The screen brightness also remains the same at 2,000 nits, despite its competition, the Pixel Watch 4 and Galaxy Watch 8, amping theirs up to 3,000 nits. You have to upgrade to the Apple Watch Ultra 3 to get a 3,000 nit screen in the Apple ecosystem. 

Apple Watch Series 11

Nina Raemont/ZDNET

The new watches come in four colorways: Jet Black, Rose Gold, Silver, and a new Space Gray. My band of choice is the Sport Loop, which I tested in a striking Neon Yellow. I wasn’t expecting to love as much as I did: It’s lightweight on the wrist, easy to sleep with, and water-wicking (especially if you shower with your watch, which I do). 

Sleeping, working, and exercising with the watch is a lightweight and comfortable experience.

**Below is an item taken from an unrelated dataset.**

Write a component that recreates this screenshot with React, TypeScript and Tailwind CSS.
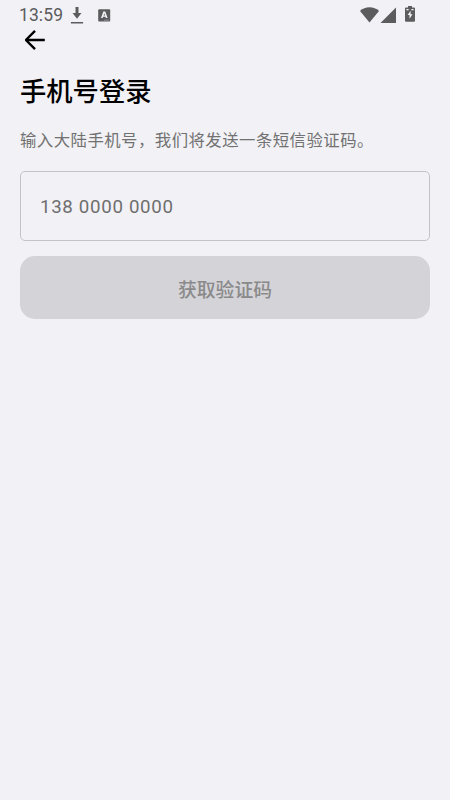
import { useState } from "react"

function StatusBar() {
    return (
        <div className="h-[30px] flex items-center justify-between pl-[19px] pr-[35px] text-[#5c5c5e]">
            <div className="flex items-center">
                <span className="w-[51px] text-[17.5px] leading-[30px] tracking-[0.1px]">13:59</span>
                <svg className="w-[14px] h-[18px]" viewBox="0 0 14 18" fill="currentColor">
                    <path d="M5.5 1h3v6h3L7 12.7 2.500 7h3zM.9 16h12.200v1.500H.9z" />
                </svg>
                <svg className="ml-[14px] w-[13px] h-[13px]" viewBox="0 0 13 13">
                    <rect x="0.2" y="0.2" width="12" height="12.300" rx="1" fill="currentColor" />
                    <path d="M5.300 2.500h2l2.300 6.500H7.900l-.4-1.200H5.100L4.700 9H3zM5.600 6.500H7L6.300 4.300z" fill="#f2f1f6" fillRule="evenodd" />
                    <path d="M6 11.200h5" stroke="#a5a4a9" strokeWidth="0.700" />
                </svg>
            </div>
            <div className="flex items-center pb-px">
                <svg className="w-[19px] h-[16px]" viewBox="0 0 19 16" fill="currentColor">
                    <path d="M9.500 15.600 0 3.900C2.600 1.500 5.900.2 9.500.2s6.900 1.300 9.500 3.700z" />
                </svg>
                <svg className="ml-[1px] w-[16px] h-[16px]" viewBox="0 0 16 16" fill="currentColor">
                    <path d="M.5 16 16 .5V16z" />
                </svg>
                <svg className="ml-[9px] mb-px w-[10px] h-[16px]" viewBox="0 0 10 16">
                    <path d="M3 0h4v1.400h2q1 0 1 1V14.800q0 1-1 1H1q-1 0-1-1V2.400q0-1 1-1h2z" fill="currentColor" />
                    <path d="M5.600 4.800 2.600 9.100h1.900v3.700L7.500 8.300H5.600z" fill="#f2f1f6" />
                    <path d="M1.400 3.600h2.200M6.400 3.600h2.200" stroke="#f2f1f6" strokeWidth="1.200" />
                </svg>
            </div>
        </div>
    )
}

export default function App() {
    const [phone, setPhone] = useState("")

    return (
        <div className="min-h-screen bg-[#f2f1f6] font-[Roboto,'Noto_Sans_CJK_SC',sans-serif]">
            <StatusBar />
            <main className="px-5 flex flex-col">
                <button className="w-[30px] h-5 flex items-center justify-center" aria-label="返回">
                    <svg className="w-[20px] h-[20px]" viewBox="0 0 20 20" fill="none" stroke="#000" strokeWidth="2.400">
                        <path d="M19.800 10H1.800M10 .9.900 10 10 19.100" />
                    </svg>
                </button>
                <h1 className="mt-[23px] h-[38px] text-[26.300px] leading-[38px] font-medium text-black whitespace-nowrap">
                    手机号登录
                </h1>
                <p className="mt-[18px] h-6 text-[16.400px] leading-6 tracking-[0.460px] text-[#717171] whitespace-nowrap">
                    输入大陆手机号，我们将发送一条短信验证码。
                </p>
                <input
                    type="tel"
                    value={phone}
                    onChange={(e) => setPhone(e.target.value)}
                    placeholder="138 0000 0000"
                    className="mt-[18px] w-full h-[70px] rounded-[5px] border border-[#c4c3c8] bg-transparent px-[19px] pt-px text-[18.700px] tracking-[0.680px] text-black placeholder:text-[#6e6e6e] outline-none"
                />
                <button
                    disabled={!phone}
                    className="mt-[15px] w-full h-[63px] rounded-[15px] bg-[#d4d3d8] pt-[7px] text-[18.800px] leading-[56px] font-medium text-[#8a8a8a]"
                >
                    获取验证码
                </button>
            </main>
        </div>
    )
}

The display is vivid, notifications appear quickly, and the watch lasts a day of regular use. If you haven’t slept with a watch before, it might take a few nights to get used to it. However, the thin build of the Series 11 and its sleep mode, which dims the screen and dismisses interruptions, make it easier than other watches to drift away. 

The upgrades you should know about

Apple made several upgrades to the Series 11 that its predecessor, the Series 10, lacked. The most desired update is six additional hours of battery life. This boosts the overall capacity to 24 hours, enabling all-day communication, activity tracking, and sleep tracking. This means you can track workouts and sleep without charging in between. 

The FDA-cleared Hypertension Detection feature is another significant addition, not just for those who want to further understand their blood pressure without needing a blood pressure cuff, but also for Apple’s long-term mission to use technology to proactively improve health and wellness.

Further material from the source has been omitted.